House Bill 3 has already passed the Ohio House of Representatives and is about to be approved by the Republican-dominated Senate, probably before the holiday recess. Republicans dominate the Ohio legislature thanks to a heavily gerrymandered crazy quilt of rigged districts, and to a moribund Ohio Democratic party. The GOP-drafted HB3 is designed to all but obliterate any possible future Democratic revival. Opposition from the Ohio Democratic Party, where it exists at all, is diffuse and ineffectual.
The GOP is ramming similar bills through state legislatures around the US, starting with Georgia and Indiana. The ID requirements in particular have provoked widespread opposition from newspapers such as the New York Times. The Times, among others, argues that the ID requirements and the costs associated with them, constitute an unconstitutional discriminatory poll tax.
But despite significant court challenges, the Republicans are forcing changes in long-standing election laws that have allowed citizens to vote based on their signature alone. Across the US, GOP Jim Crow laws will eliminate millions of Democratic voters from the registration rolls. In swing states like Ohio, such ballots are almost certain to be crucial.
The proposed Ohio law will demand a valid photo ID or a utility bill, a bank statement, a paycheck or a government document with a current address. Thousands of Ohio citizens who are elderly, homeless, unemployed or who do not drive will be effectively disenfranchised. Many citizens, for example, rent apartments where the utilities are paid by landlords. In such cases, the number of people living in utilities-included apartment rentals could actually determine an election.
It is legal for ex-felons in Ohio to vote, even if they are in half-way houses or on parole. But HB3's identification requirement, combined with the confusion Blackwell has introduced into the process, will intimidate such Ohioans from voting in 2006 and beyond.
HB3 will also reduce voter rolls by ordering county boards of elections to send cards to registered voters every two years. If a card comes back as undelivered, the voter must rely on a provisional ballot. But tens of thousands of provisional ballots were arbitrarily discarded in 2004, and some 16,000 are known to remain uncounted to this day.
HB3 also imposes severe restrictions on voter registration drives. It allows the state attorney-general and local prosecutors wide powers to prosecute vaguely defined charges of fraud against those working to sign up voters. The restrictions are clearly meant to chill the kind of Democratic registration drives that brought hundreds of thousands of new voters to the polls in 2004 (even though many were turned away in Democratic wards due to a lack of voting machines).
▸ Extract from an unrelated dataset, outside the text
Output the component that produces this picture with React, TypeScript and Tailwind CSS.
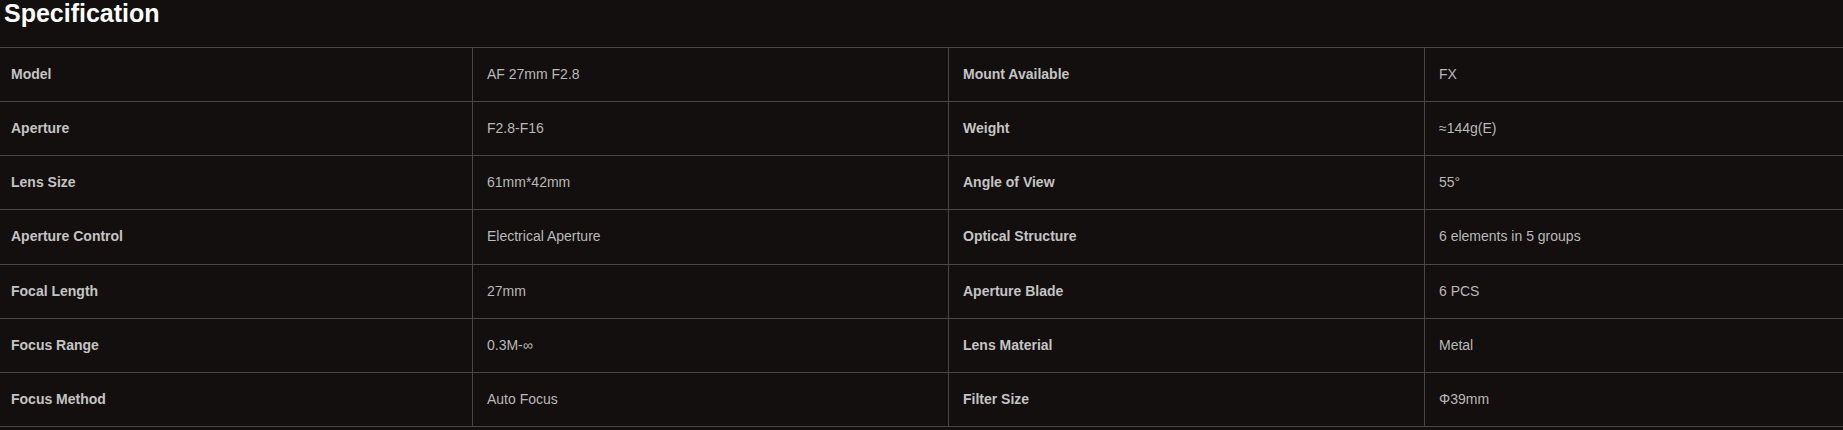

Those electronic machines will also be exempted from recounts by random sampling, even in close, disputed elections like those of 2000 and 2004.
In 2004, scores of Ohio voters reported, under oath, that they had pressed John Kerry's name on touchscreen machines, only to see George W. Bush's name light up. A board of elections technician in Mahoning County (Youngstown) has admitted that at least 18 machines there suffered such problems. Sworn testimony in Columbus indicates that votes for Kerry faded off the screen on touchscreen machines there. Other charges of mis-programming, re-programming, recalibrating, mishandling and manipulation of electronic voting software, hardware and memory cards have since arisen throughout Ohio 2004.
For the 2005 election, some 41 additional Ohio counties (of 88) were switched to Diebold touchscreen machines. Despite polls showing overwhelming voter approval, two electoral reform issues went down improbable defeat. Issue Two, meant to make voting easier, and Issue Three, on campaign finance reform, were shown by highly reliable Columbus Dispatch polls to be passing handily.
On the Sunday before the Tuesday 2005 election, the Dispatch predicted Issue Two would pass by a vote of 59% to 33%, with about 8% undecided. But Tuesday's official vote count showed Issue Two failing with just 36.5% in favor and 63.5% opposed. For that to have happened, the Dispatch had to have been wrong on Issue Two's support by more than 20 points. Nearly half those who said they would support Issue Two would have had to vote against it, along with all the undecideds.
The numbers on Issue Three are equally startling. The Dispatch showed it winning with 61%, to just 25% opposed and some 14% undecided. Instead just 33% of the votes were counted in its favor, with 67% opposed, an almost inconceivable weekend turnaround.